You can copy the character from elsewhere and past it directly into your document. Of course this is tedious and not very convenient. However, as highlighted in other answers, you could learn the keyboard shortcuts for the system you use to insert the desired characters.
Using HTML Entities is the officially supported method by Markdown. As the rules state:
For any markup that is not covered by Markdown’s syntax, you simply use HTML itself. There’s no need to preface it or delimit it to indicate that you’re switching from Markdown to HTML; you just use the tags.
Therefore, simply insert the HTML entity directly into your document. You can find the various codes listed on many sites across the internet (such as here or here). A few related to dashes are:
En-Dash – – Em-Dash — — Minus Symbol − −
Of course, you may not want to memorize or look up the HTML entity codes every time you need to use them. It is easier to just use the basic characters on the keyboard. For this reason the creator of Markdown also created Smartpants, which is a Markdown postprocessor. It accepts the output of Markdown and converts plain character shortcuts to the appropriate HTML Entities for you.

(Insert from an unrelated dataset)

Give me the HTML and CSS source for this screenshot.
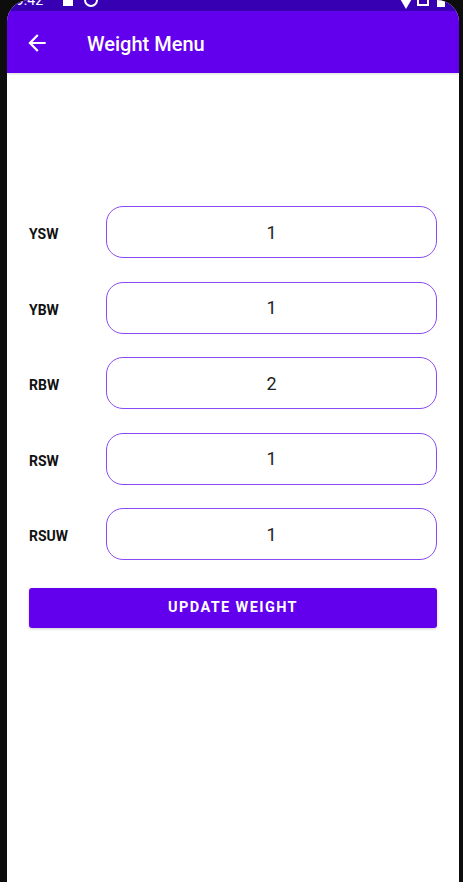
FILE: index.html
```html
<!DOCTYPE html>
<html>
<head>
<meta charset="utf-8">
<link rel="stylesheet" href="styles.css">
</head>
<body>
<div class="frame">
  <div class="screen">
    <div class="status">
      <div class="status-inner">
        <span class="time">9:42</span>
        <span class="sq"></span>
        <span class="circ"></span>
        <span class="spacer"></span>
        <span class="tri"></span>
        <span class="sig"></span>
        <span class="bat"></span>
      </div>
    </div>
    <div class="appbar">
      <svg class="back" width="26" height="26" viewBox="0 0 24 24"><path d="M20 11H7.830l5.59-5.59L12 4l-8 8 8 8 1.41-1.410L7.83 13H20v-2z" fill="#fff"/></svg>
      <span class="title">Weight Menu</span>
    </div>
    <div class="content">
      <div class="row"><span class="label">YSW</span><div class="field">1</div></div>
      <div class="row"><span class="label">YBW</span><div class="field">1</div></div>
      <div class="row"><span class="label">RBW</span><div class="field">2</div></div>
      <div class="row"><span class="label">RSW</span><div class="field">1</div></div>
      <div class="row"><span class="label">RSUW</span><div class="field">1</div></div>
      <button class="btn">UPDATE WEIGHT</button>
    </div>
  </div>
</div>
</body>
</html>
```
FILE: styles.css
```css
html, body {
  margin: 0;
  padding: 0;
  background: #0d0d0d;
  height: 882px;
  overflow: hidden;
}
.frame {
  width: 463px;
  height: 882px;
  padding-left: 7px;
  box-sizing: border-box;
}
.screen {
  width: 452px;
  height: 882px;
  background: #fff;
  border-radius: 22px 22px 0 0;
  overflow: hidden;
  display: flex;
  flex-direction: column;
  font-family: Roboto, "Noto Sans", sans-serif;
}
.status {
  height: 11px;
  background: #3700b3;
  overflow: hidden;
  flex: none;
}
.status-inner {
  display: flex;
  align-items: center;
  height: 22px;
  margin-top: -11px;
  padding: 0 14px 0 9px;
  color: #fff;
  font-size: 14px;
}
.time { width: 47px; }
.sq { width: 10px; height: 12px; background: #fff; }
.circ { width: 10px; height: 10px; border: 2px solid #fff; border-radius: 50%; margin-left: 11px; }
.spacer { flex: 1; }
.tri { width: 0; height: 0; border-left: 7px solid transparent; border-right: 7px solid transparent; border-top: 12px solid #fff; margin-top: 6px; }
.sig { width: 12px; height: 12px; border: 2px solid #fff; margin-left: 4px; box-sizing: border-box; }
.bat { width: 8px; height: 14px; background: #fff; margin-left: 8px; }
.appbar {
  height: 62px;
  background: #6200ee;
  flex: none;
  display: flex;
  align-items: center;
  padding-left: 17px;
  box-shadow: 0 1px 2px rgba(0,0,0,0.15);
  position: relative;
  z-index: 1;
}
.back { margin-top: 2px; }
.title {
  color: #fff;
  font-size: 20px;
  font-weight: 500;
  margin-left: 37px;
  margin-top: 4px;
}
.content {
  padding: 133px 22px 0 22px;
  display: flex;
  flex-direction: column;
}
.row {
  display: flex;
  align-items: center;
  height: 52px;
  margin-bottom: 23.5px;
}
.label {
  width: 77px;
  font-size: 14px;
  font-weight: 700;
  color: #111;
  margin-top: 4px;
}
.field {
  flex: 1;
  height: 52px;
  box-sizing: border-box;
  border: 1.5px solid #8a4af3;
  border-radius: 17px;
  display: flex;
  align-items: center;
  justify-content: center;
  font-size: 18px;
  color: #222;
}
.btn {
  margin-top: 4px;
  height: 40px;
  background: #6200ee;
  color: #fff;
  border: none;
  border-radius: 3px;
  font-family: Roboto, "Noto Sans", sans-serif;
  font-size: 14.5px;
  font-weight: 700;
  letter-spacing: 1.4px;
  box-shadow: 0 1px 3px rgba(0,0,0,0.2);
  padding: 0;
}
```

As the documentation explains:
SmartyPants can perform the following transformations:
- Straight quotes ( " and ' ) into “curly” quote HTML entities
- Backticks-style quotes (``like this'') into “curly” quote HTML entities
- Dashes (“--” and “---”) into en- and em-dash entities
- Three consecutive dots (“...”) into an ellipsis entity
This means you can write, edit, and save your posts using plain old ASCII straight quotes, plain dashes, and plain dots, but your published posts (and final HTML output) will appear with smart quotes, em-dashes, and proper ellipses.
Of course, to make use of Smartpants, you need to either be using one of the programs which supports a Smartypants plugin or run your Markdown output through the command line program. Therefore it doesn't work everywhere. But it works great when you're in an environment where it is supported.
Characters are characters—neither markup nor markdown.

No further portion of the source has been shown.